Inheritance and Interfaces
Inheritance can also create circular dependencies. If a base class and derived class reference each other, developers may find themselves in a cyclic trap.
For example, suppose `BaseClass` has a method that returns a type of `DerivedClass`, and `DerivedClass` inherits from `BaseClass`. This relationship can quickly become complex and difficult to manage.
Negative Impacts of Cyclic Dependencies
Compilation Issues
Cyclic dependencies can lead to numerous compilation errors. When the compiler encounters a circular reference, it may not be able to resolve what it needs to instantiate objects or generate the necessary machine code. Common errors include:
- Incomplete type errors: This arises when the compiler sees a class type that hasn't been fully defined yet.
- Multiple definition errors: These occur when the same class or function is defined in multiple files due to improper linking.
Runtime Issues
Even if code compiles successfully, cyclic dependencies can introduce subtle runtime issues. For instance, they can lead to infinite loops if methods unintentionally call each other back and forth. Additionally, objects may fail to initialize correctly due to dependencies that cannot be resolved at runtime.
Maintenance Challenges
Code that contains circular dependencies can become incredibly difficult to maintain. Developers may struggle to understand the relationships between classes, leading to confusion and potential bugs. As a project evolves, these complications tend to exacerbate, slowing down development.

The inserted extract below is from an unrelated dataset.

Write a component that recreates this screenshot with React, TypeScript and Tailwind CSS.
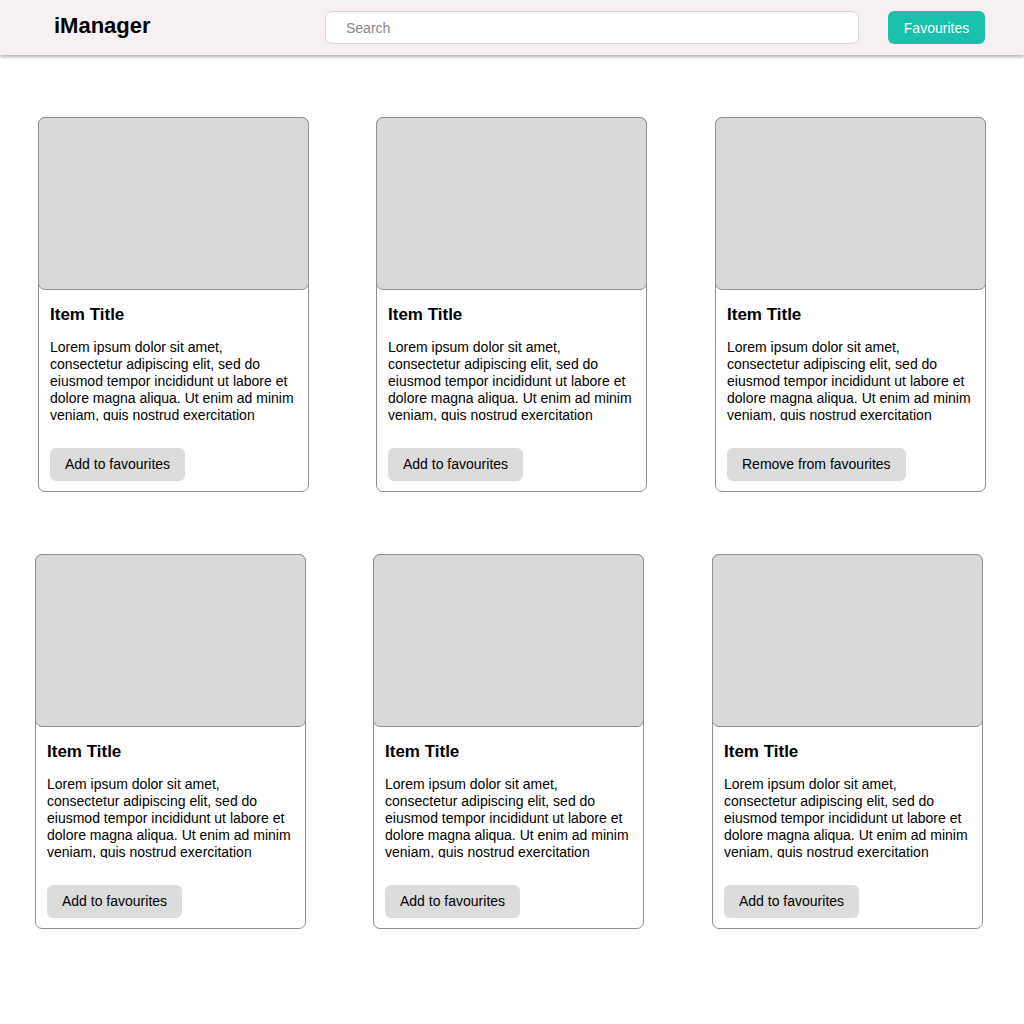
import React from "react";

const LOREM =
  "Lorem ipsum dolor sit amet, consectetur adipiscing elit, sed do eiusmod tempor incididunt ut labore et dolore magna aliqua. Ut enim ad minim veniam, quis nostrud exercitation ullamco laboris nisi ut aliquip ex ea commodo consequat.";

function Card({ action, className = "" }: { action: string; className?: string }) {
  return (
    <div className={"w-[271px] h-[375px] border border-[#8f8f8f] rounded-[7px] bg-white flex flex-col " + className}>
      <div className="-mx-px -mt-px h-[173px] bg-[#d9d9d9] border border-[#8f8f8f] rounded-[7px]" />
      <div className="px-[11px] flex flex-col">
        <h2 className="mt-[15px] text-[17px] leading-[20px] font-bold text-black">Item Title</h2>
        <p className="mt-[14px] h-[82px] overflow-hidden text-[14px] leading-[17px] text-black">{LOREM}</p>
        <div className="mt-[27px]">
          <button className="h-[33px] px-[15px] rounded-[6px] bg-[#dcdcdc] text-[14px] text-black">{action}</button>
        </div>
      </div>
    </div>
  );
}

export default function App() {
  return (
    <div className="min-h-[1024px] bg-white" style={{ fontFamily: '"Liberation Sans", Arial, sans-serif' }}>
      <header className="h-[55px] bg-[#f7f0f2] flex items-center shadow-[0_2px_3px_rgba(0,0,0,0.3)] relative">
        <div className="w-[325px] pl-[54px] pb-[4px] text-[22px] font-bold text-black">iManager</div>
        <div className="w-[534px] h-[33px] bg-white border border-[#d6d6d6] rounded-[7px] flex items-center pl-[20px] pt-[1px] text-[14px] text-[#8a8a8a]">
          Search
        </div>
        <button className="ml-[29px] w-[97px] h-[33px] pt-[1px] rounded-[6px] bg-[#19c1ad] text-white text-[14px]">Favourites</button>
      </header>
      <main className="pt-[62px] flex flex-col gap-[62px]">
        <div className="ml-[38px] flex gap-[67px]">
          <Card action="Add to favourites" />
          <Card action="Add to favourites" />
          <Card action="Remove from favourites" className="ml-px" />
        </div>
        <div className="ml-[35px] flex gap-[67px]">
          <Card action="Add to favourites" />
          <Card action="Add to favourites" />
          <Card action="Add to favourites" className="ml-px" />
        </div>
      </main>
    </div>
  );
}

Identifying Circular Dependencies
Static Analysis Tools
To identify cyclic dependencies, developers can leverage static analysis tools. Tools like CMake, Clang Static Analyzer, and cppcheck can analyze code structure and flag possible circular dependencies.

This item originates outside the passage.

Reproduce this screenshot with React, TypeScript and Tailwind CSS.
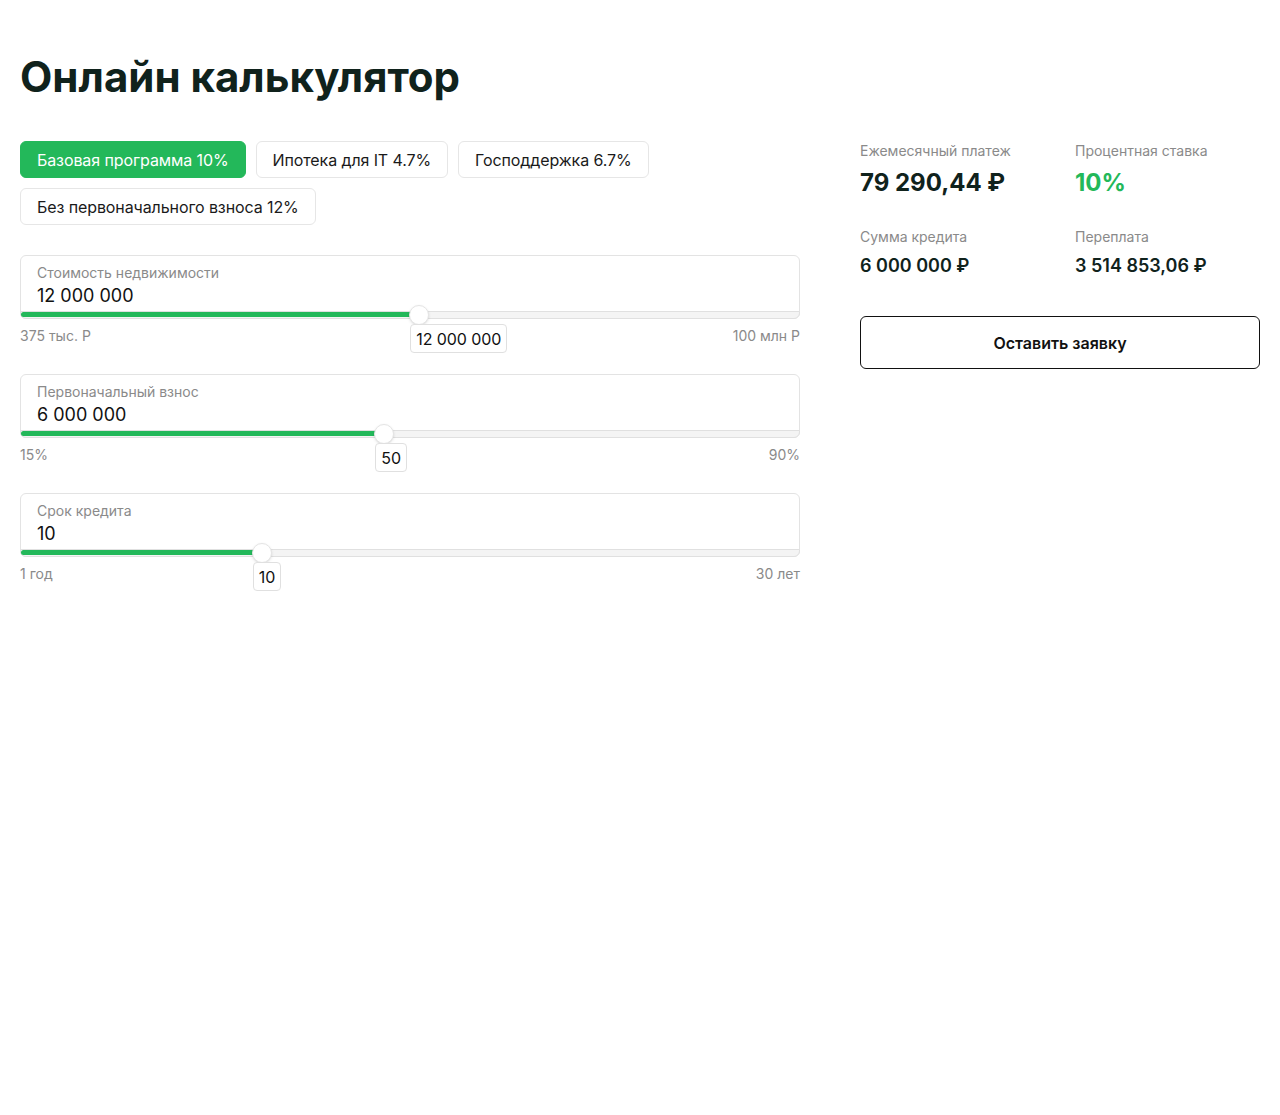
import * as React from "react"

const programs = [
    { label: "Базовая программа 10%", active: true },
    { label: "Ипотека для IT 4.7%", active: false },
    { label: "Господдержка 6.7%", active: false },
    { label: "Без первоначального взноса 12%", active: false },
]

interface SliderFieldProps {
    label: string;
    value: string;
    bubble: string;
    min: string;
    max: string;
    percent: number;
}

function SliderField({ label, value, bubble, min, max, percent }: SliderFieldProps) {
    return (
        <div className="relative">
            <div className="h-[64px] rounded-md border border-[#e3e3e3] px-4 pt-[7px]">
                <div className="text-sm leading-5 text-[#8a8a8a]">{label}</div>
                <div className="mt-[1px] text-[18px] leading-6 text-[#111]">{value}</div>
            </div>
            <div className="absolute left-0 right-0 top-[56px] h-[8px] rounded-b-md border border-[#e0e0e0] bg-[#f4f4f4]">
                <div
                    className="absolute left-0 top-[0px] h-[5px] rounded-full bg-[#23b85a]"
                    style={{ width: `${percent}%` }}
                />
                <div
                    className="absolute top-[-7px] h-5 w-5 -translate-x-1/2 rounded-full border border-[#e5e5e5] bg-white shadow-sm"
                    style={{ left: `${percent}%` }}
                />
            </div>
            <div className="relative flex h-[55px] items-start justify-between pt-[7px] text-sm leading-5 text-[#8a8a8a]">
                <span>{min}</span>
                <span>{max}</span>
                <div
                    className="absolute top-[5px] h-[29px] -translate-x-[9px] rounded-sm border border-[#e0e0e0] bg-white px-[5px] text-base leading-[28px] tracking-[-0.1px] text-[#111]"
                    style={{ left: `${percent}%` }}
                >
                    {bubble}
                </div>
            </div>
        </div>
    )
}

export default function App() {
    return (
        <div className="min-h-[1115px] bg-white px-5 pt-[52px] font-['Inter',sans-serif] text-[#111]">
            <h1 className="text-[42px] font-bold leading-[50px] text-[#10221c]">
                Онлайн калькулятор
            </h1>
            <div className="mt-[39px] flex gap-[60px]">
                <div className="w-[780px]">
                    <div className="flex flex-wrap gap-[10px]">
                        {programs.map((p) => (
                            <button
                                key={p.label}
                                className={
                                    p.active
                                        ? "h-[37px] rounded-md border border-[#23b85a] bg-[#23b85a] px-4 text-base tracking-[-0.1px] text-white"
                                        : "h-[37px] rounded-md border border-[#e6e6e6] bg-white px-4 text-base tracking-[-0.1px] text-[#1a1a1a]"
                                }
                            >
                                {p.label}
                            </button>
                        ))}
                    </div>
                    <div className="mt-[30px]">
                        <SliderField
                            label="Стоимость недвижимости"
                            value="12 000 000"
                            bubble="12 000 000"
                            min="375 тыс. Р"
                            max="100 млн Р"
                            percent={51.2}
                        />
                        <SliderField
                            label="Первоначальный взнос"
                            value="6 000 000"
                            bubble="50"
                            min="15%"
                            max="90%"
                            percent={46.7}
                        />
                        <SliderField
                            label="Срок кредита"
                            value="10"
                            bubble="10"
                            min="1 год"
                            max="30 лет"
                            percent={31}
                        />
                    </div>
                </div>
                <div className="w-[400px]">
                    <div className="grid grid-cols-[215px_1fr] gap-y-[28px]">
                        <div>
                            <div className="text-sm leading-5 text-[#8a8a8a]">Ежемесячный платеж</div>
                            <div className="mt-[6px] text-2xl font-bold leading-8 text-[#10221c]">79 290,44 ₽</div>
                        </div>
                        <div>
                            <div className="text-sm leading-5 text-[#8a8a8a]">Процентная ставка</div>
                            <div className="mt-[6px] text-2xl font-bold leading-8 text-[#23b85a]">10%</div>
                        </div>
                        <div>
                            <div className="text-sm leading-5 text-[#8a8a8a]">Сумма кредита</div>
                            <div className="mt-[7px] text-[18px] font-semibold leading-6 text-[#10221c]">6 000 000 ₽</div>
                        </div>
                        <div>
                            <div className="text-sm leading-5 text-[#8a8a8a]">Переплата</div>
                            <div className="mt-[7px] text-[18px] font-semibold leading-6 text-[#10221c]">3 514 853,06 ₽</div>
                        </div>
                    </div>
                    <button className="mt-[38px] h-[53px] w-full rounded-md border border-[#111] bg-white text-base font-semibold text-[#111]">
                        Оставить заявку
                    </button>
                </div>
            </div>
        </div>
    )
}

Compiler Warnings and Errors
Common warnings and errors from the compiler can also indicate the presence of cyclic dependencies. These might include messages related to incomplete types, so keeping an eye on what the compiler reports can provide early warnings of potential issues.
Techniques to Resolve Cyclic Dependencies
Redesigning Class Relationships
One powerful method for resolving cyclic dependencies is refactoring the class design. Streamlining class responsibility can often reduce the interdependencies between them. For example, instead of having `Customer` maintain a direct reference to `Order`, consider using a separate `OrderManager` class that handles order retrieval.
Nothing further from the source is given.